§ WHAT IS REQUIRED
Your task is to repeat the lines below exactly, excluding any pictures they contain.

--------------------

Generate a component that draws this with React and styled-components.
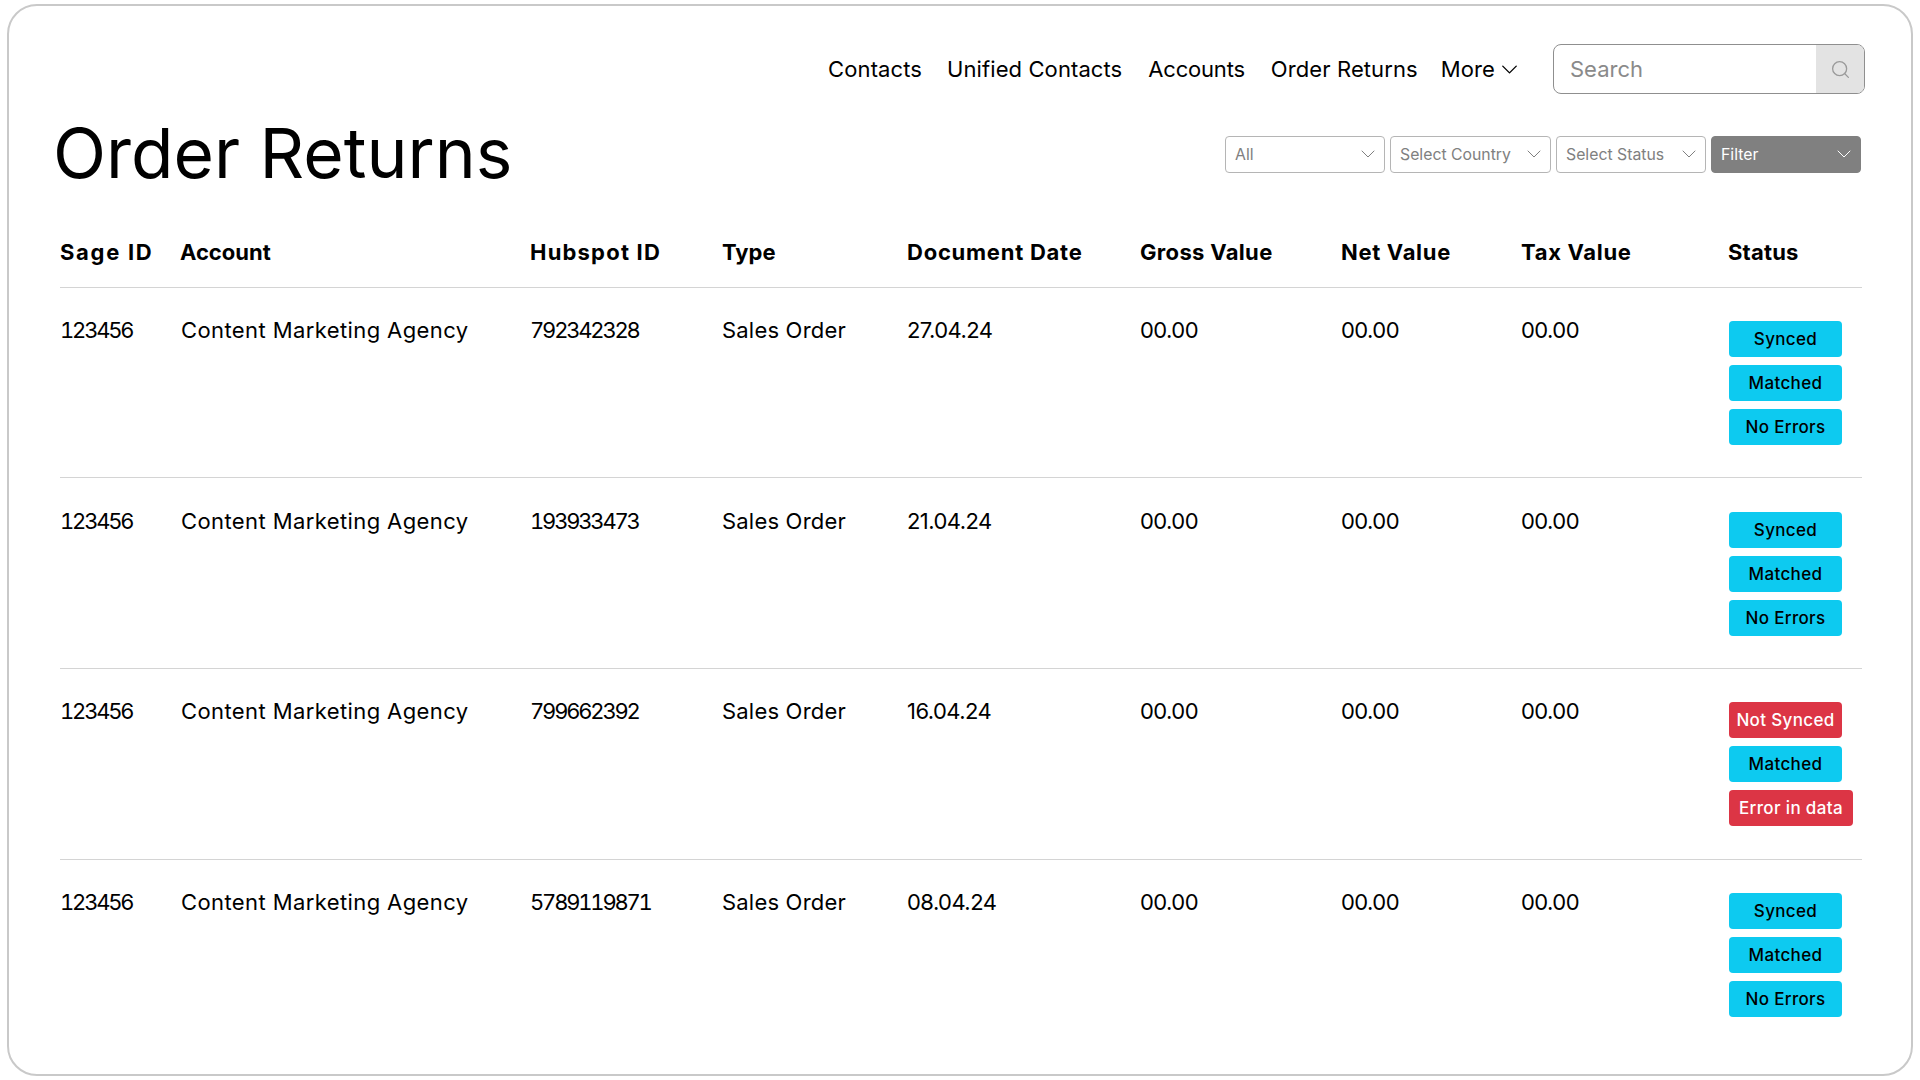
import React from "react";
import styled, { createGlobalStyle } from "styled-components";
import { ChevronDown, Search } from "lucide-react";

const Global = createGlobalStyle`
  html, body {
    margin: 0;
    background: #fff;
  }
  body {
    font-family: Inter, "Noto Sans", sans-serif;
    color: #000;
  }
`;

const Frame = styled.div`
  box-sizing: border-box;
  width: 1906px;
  height: 1072px;
  margin: 4px 0 0 7px;
  padding: 38px 49px 0 51px;
  border: 2px solid #c9c9c9;
  border-radius: 30px;
  background: #fff;
`;

const TopBar = styled.div`
  display: flex;
  justify-content: flex-end;
  align-items: center;
  height: 50px;
  margin-right: -3px;
`;

const NavLink = styled.a`
  font-size: 22px;
  line-height: 26px;
  letter-spacing: ${(p) => p.$track || 0.1}px;
  color: #000;
  margin-left: ${(p) => p.$gap}px;
  display: flex;
  align-items: center;
  gap: 1px;
`;

const SearchBox = styled.div`
  box-sizing: border-box;
  width: 312px;
  height: 50px;
  margin-left: 30px;
  display: flex;
  border: 1px solid #8f8f8f;
  border-radius: 8px;
  overflow: hidden;
`;

const SearchInput = styled.div`
  flex: 1;
  padding-left: 16px;
  font-size: 22px;
  line-height: 48px;
  color: #8a8a8a;
`;

const SearchButton = styled.div`
  width: 48px;
  display: flex;
  align-items: center;
  justify-content: center;
  background: #e3e3e3;
  color: #9a9a9a;
`;

const TitleRow = styled.div`
  display: flex;
  justify-content: space-between;
  align-items: center;
  margin-left: -7px;
  margin-top: 18px;
  height: 82px;
`;

const Title = styled.h1`
  margin: 0;
  font-size: 69.4px;
  line-height: 82px;
  font-weight: 400;
`;

const Filters = styled.div`
  display: flex;
  gap: 5px;
  margin-top: 2px;
  margin-right: 1px;
`;

const FilterSelect = styled.div`
  box-sizing: border-box;
  width: ${(p) => p.$width}px;
  height: 37px;
  padding: 0 4px 0 9px;
  display: flex;
  align-items: center;
  justify-content: space-between;
  border: 1px solid ${(p) => (p.$dark ? "#808080" : "#b5b5b5")};
  border-radius: 4px;
  font-size: 15.8px;
  background: ${(p) => (p.$dark ? "#808080" : "#fff")};
  color: ${(p) => (p.$dark ? "#fff" : "#808080")};
`;

const columns = "120px 350px 192px 185px 233px 201px 180px 207px 1fr";

const HeadRow = styled.div`
  display: grid;
  grid-template-columns: ${columns};
  align-items: center;
  height: 70px;
  margin-top: 22.5px;
  border-bottom: 1px solid #d4d4d4;
  font-size: 22px;
  font-weight: 700;
`;

const HeadCell = styled.div`
  letter-spacing: ${(p) => p.$track}px;
`;

const Row = styled.div`
  box-sizing: border-box;
  display: grid;
  grid-template-columns: ${columns};
  align-items: start;
  height: 190.7px;
  padding-top: 29.4px;
  font-size: 22px;
  line-height: 26px;
  border-bottom: ${(p) => (p.$last ? "none" : "1px solid #d4d4d4")};
`;

const TextCell = styled.div`
  letter-spacing: ${(p) => p.$track}px;
  padding-left: ${(p) => p.$inset || 0}px;
`;

// the ids have evenly wide digits in the design
const IdCell = styled.div`
  font-variant-numeric: tabular-nums;
  letter-spacing: -2.2px;
`;

const ValueCell = styled.div`
  letter-spacing: -0.55px;
`;

const StatusList = styled.div`
  display: flex;
  flex-direction: column;
  align-items: flex-start;
  gap: 8px;
  margin: 4px 0 0 1px;
`;

const Badge = styled.span`
  box-sizing: border-box;
  min-width: 113px;
  height: 36px;
  padding: 0 ${(p) => (p.$wide ? 10 : 7)}px;
  display: flex;
  align-items: center;
  justify-content: center;
  border-radius: 4px;
  font-size: 17px;
  font-weight: 500;
  letter-spacing: 0.35px;
  background: ${(p) => (p.$error ? "#dc3545" : "#0dcaf0")};
  color: ${(p) => (p.$error ? "#fff" : "#000")};
`;

const headers = [
  { label: "Sage ID", track: 1.7 },
  { label: "Account", track: 0 },
  { label: "Hubspot ID", track: 1.2 },
  { label: "Type", track: 0 },
  { label: "Document Date", track: 0.75 },
  { label: "Gross Value", track: 0.33 },
  { label: "Net Value", track: 0.68 },
  { label: "Tax Value", track: 0.68 },
  { label: "Status", track: 0.2 },
];

const rows = [
  { hubspot: "792342328", date: "27.04.24", status: ["Synced", "Matched", "No Errors"] },
  { hubspot: "193933473", date: "21.04.24", status: ["Synced", "Matched", "No Errors"] },
  { hubspot: "799662392", date: "16.04.24", status: ["Not Synced", "Matched", "Error in data"] },
  { hubspot: "5789119871", date: "08.04.24", status: ["Synced", "Matched", "No Errors"] },
];

const isError = (s) => s === "Not Synced" || s === "Error in data";

const App = () => {
  return (
    <Frame>
      <Global />
      <TopBar>
        <NavLink $gap={0}>Contacts</NavLink>
        <NavLink $gap={25}>Unified Contacts</NavLink>
        <NavLink $gap={26} $track={-0.2}>
          Accounts
        </NavLink>
        <NavLink $gap={26}>Order Returns</NavLink>
        <NavLink $gap={23}>
          More <ChevronDown size={27} strokeWidth={1.2} />
        </NavLink>
        <SearchBox>
          <SearchInput>Search</SearchInput>
          <SearchButton>
            <Search size={21} strokeWidth={1.5} />
          </SearchButton>
        </SearchBox>
      </TopBar>
      <TitleRow>
        <Title>Order Returns</Title>
        <Filters>
          <FilterSelect $width={160}>
            All <ChevronDown size={24} strokeWidth={1} />
          </FilterSelect>
          <FilterSelect $width={161}>
            Select Country <ChevronDown size={24} strokeWidth={1} />
          </FilterSelect>
          <FilterSelect $width={150}>
            Select Status <ChevronDown size={24} strokeWidth={1} />
          </FilterSelect>
          <FilterSelect $width={150} $dark>
            Filter <ChevronDown size={24} strokeWidth={1} />
          </FilterSelect>
        </Filters>
      </TitleRow>
      <HeadRow>
        {headers.map((h) => (
          <HeadCell key={h.label} $track={h.track}>
            {h.label}
          </HeadCell>
        ))}
      </HeadRow>
      {rows.map((r, i) => (
        <Row key={r.hubspot} $last={i === rows.length - 1}>
          <IdCell>123456</IdCell>
          <TextCell $track={0.4} $inset={1}>
            Content Marketing Agency
          </TextCell>
          <IdCell>{r.hubspot}</IdCell>
          <TextCell $track={0.2}>Sales Order</TextCell>
          <ValueCell>{r.date}</ValueCell>
          <ValueCell>00.00</ValueCell>
          <ValueCell>00.00</ValueCell>
          <ValueCell>00.00</ValueCell>
          <StatusList>
            {r.status.map((s) => (
              <Badge key={s} $error={isError(s)} $wide={s === "Error in data"}>
                {s}
              </Badge>
            ))}
          </StatusList>
        </Row>
      ))}
    </Frame>
  );
};

export default App;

--------------------

§ ANSWER TO THE EXERCISE
Generate a component that draws this with React and styled-components.
import React from "react";
import styled, { createGlobalStyle } from "styled-components";
import { ChevronDown, Search } from "lucide-react";

const Global = createGlobalStyle`
  html, body {
    margin: 0;
    background: #fff;
  }
  body {
    font-family: Inter, "Noto Sans", sans-serif;
    color: #000;
  }
`;

const Frame = styled.div`
  box-sizing: border-box;
  width: 1906px;
  height: 1072px;
  margin: 4px 0 0 7px;
  padding: 38px 49px 0 51px;
  border: 2px solid #c9c9c9;
  border-radius: 30px;
  background: #fff;
`;

const TopBar = styled.div`
  display: flex;
  justify-content: flex-end;
  align-items: center;
  height: 50px;
  margin-right: -3px;
`;

const NavLink = styled.a`
  font-size: 22px;
  line-height: 26px;
  letter-spacing: ${(p) => p.$track || 0.1}px;
  color: #000;
  margin-left: ${(p) => p.$gap}px;
  display: flex;
  align-items: center;
  gap: 1px;
`;

const SearchBox = styled.div`
  box-sizing: border-box;
  width: 312px;
  height: 50px;
  margin-left: 30px;
  display: flex;
  border: 1px solid #8f8f8f;
  border-radius: 8px;
  overflow: hidden;
`;

const SearchInput = styled.div`
  flex: 1;
  padding-left: 16px;
  font-size: 22px;
  line-height: 48px;
  color: #8a8a8a;
`;

const SearchButton = styled.div`
  width: 48px;
  display: flex;
  align-items: center;
  justify-content: center;
  background: #e3e3e3;
  color: #9a9a9a;
`;

const TitleRow = styled.div`
  display: flex;
  justify-content: space-between;
  align-items: center;
  margin-left: -7px;
  margin-top: 18px;
  height: 82px;
`;

const Title = styled.h1`
  margin: 0;
  font-size: 69.4px;
  line-height: 82px;
  font-weight: 400;
`;

const Filters = styled.div`
  display: flex;
  gap: 5px;
  margin-top: 2px;
  margin-right: 1px;
`;

const FilterSelect = styled.div`
  box-sizing: border-box;
  width: ${(p) => p.$width}px;
  height: 37px;
  padding: 0 4px 0 9px;
  display: flex;
  align-items: center;
  justify-content: space-between;
  border: 1px solid ${(p) => (p.$dark ? "#808080" : "#b5b5b5")};
  border-radius: 4px;
  font-size: 15.8px;
  background: ${(p) => (p.$dark ? "#808080" : "#fff")};
  color: ${(p) => (p.$dark ? "#fff" : "#808080")};
`;

const columns = "120px 350px 192px 185px 233px 201px 180px 207px 1fr";

const HeadRow = styled.div`
  display: grid;
  grid-template-columns: ${columns};
  align-items: center;
  height: 70px;
  margin-top: 22.5px;
  border-bottom: 1px solid #d4d4d4;
  font-size: 22px;
  font-weight: 700;
`;

const HeadCell = styled.div`
  letter-spacing: ${(p) => p.$track}px;
`;

const Row = styled.div`
  box-sizing: border-box;
  display: grid;
  grid-template-columns: ${columns};
  align-items: start;
  height: 190.7px;
  padding-top: 29.4px;
  font-size: 22px;
  line-height: 26px;
  border-bottom: ${(p) => (p.$last ? "none" : "1px solid #d4d4d4")};
`;

const TextCell = styled.div`
  letter-spacing: ${(p) => p.$track}px;
  padding-left: ${(p) => p.$inset || 0}px;
`;

// the ids have evenly wide digits in the design
const IdCell = styled.div`
  font-variant-numeric: tabular-nums;
  letter-spacing: -2.2px;
`;

const ValueCell = styled.div`
  letter-spacing: -0.55px;
`;

const StatusList = styled.div`
  display: flex;
  flex-direction: column;
  align-items: flex-start;
  gap: 8px;
  margin: 4px 0 0 1px;
`;

const Badge = styled.span`
  box-sizing: border-box;
  min-width: 113px;
  height: 36px;
  padding: 0 ${(p) => (p.$wide ? 10 : 7)}px;
  display: flex;
  align-items: center;
  justify-content: center;
  border-radius: 4px;
  font-size: 17px;
  font-weight: 500;
  letter-spacing: 0.35px;
  background: ${(p) => (p.$error ? "#dc3545" : "#0dcaf0")};
  color: ${(p) => (p.$error ? "#fff" : "#000")};
`;

const headers = [
  { label: "Sage ID", track: 1.7 },
  { label: "Account", track: 0 },
  { label: "Hubspot ID", track: 1.2 },
  { label: "Type", track: 0 },
  { label: "Document Date", track: 0.75 },
  { label: "Gross Value", track: 0.33 },
  { label: "Net Value", track: 0.68 },
  { label: "Tax Value", track: 0.68 },
  { label: "Status", track: 0.2 },
];

const rows = [
  { hubspot: "792342328", date: "27.04.24", status: ["Synced", "Matched", "No Errors"] },
  { hubspot: "193933473", date: "21.04.24", status: ["Synced", "Matched", "No Errors"] },
  { hubspot: "799662392", date: "16.04.24", status: ["Not Synced", "Matched", "Error in data"] },
  { hubspot: "5789119871", date: "08.04.24", status: ["Synced", "Matched", "No Errors"] },
];

const isError = (s) => s === "Not Synced" || s === "Error in data";

const App = () => {
  return (
    <Frame>
      <Global />
      <TopBar>
        <NavLink $gap={0}>Contacts</NavLink>
        <NavLink $gap={25}>Unified Contacts</NavLink>
        <NavLink $gap={26} $track={-0.2}>
          Accounts
        </NavLink>
        <NavLink $gap={26}>Order Returns</NavLink>
        <NavLink $gap={23}>
          More <ChevronDown size={27} strokeWidth={1.2} />
        </NavLink>
        <SearchBox>
          <SearchInput>Search</SearchInput>
          <SearchButton>
            <Search size={21} strokeWidth={1.5} />
          </SearchButton>
        </SearchBox>
      </TopBar>
      <TitleRow>
        <Title>Order Returns</Title>
        <Filters>
          <FilterSelect $width={160}>
            All <ChevronDown size={24} strokeWidth={1} />
          </FilterSelect>
          <FilterSelect $width={161}>
            Select Country <ChevronDown size={24} strokeWidth={1} />
          </FilterSelect>
          <FilterSelect $width={150}>
            Select Status <ChevronDown size={24} strokeWidth={1} />
          </FilterSelect>
          <FilterSelect $width={150} $dark>
            Filter <ChevronDown size={24} strokeWidth={1} />
          </FilterSelect>
        </Filters>
      </TitleRow>
      <HeadRow>
        {headers.map((h) => (
          <HeadCell key={h.label} $track={h.track}>
            {h.label}
          </HeadCell>
        ))}
      </HeadRow>
      {rows.map((r, i) => (
        <Row key={r.hubspot} $last={i === rows.length - 1}>
          <IdCell>123456</IdCell>
          <TextCell $track={0.4} $inset={1}>
            Content Marketing Agency
          </TextCell>
          <IdCell>{r.hubspot}</IdCell>
          <TextCell $track={0.2}>Sales Order</TextCell>
          <ValueCell>{r.date}</ValueCell>
          <ValueCell>00.00</ValueCell>
          <ValueCell>00.00</ValueCell>
          <ValueCell>00.00</ValueCell>
          <StatusList>
            {r.status.map((s) => (
              <Badge key={s} $error={isError(s)} $wide={s === "Error in data"}>
                {s}
              </Badge>
            ))}
          </StatusList>
        </Row>
      ))}
    </Frame>
  );
};

export default App;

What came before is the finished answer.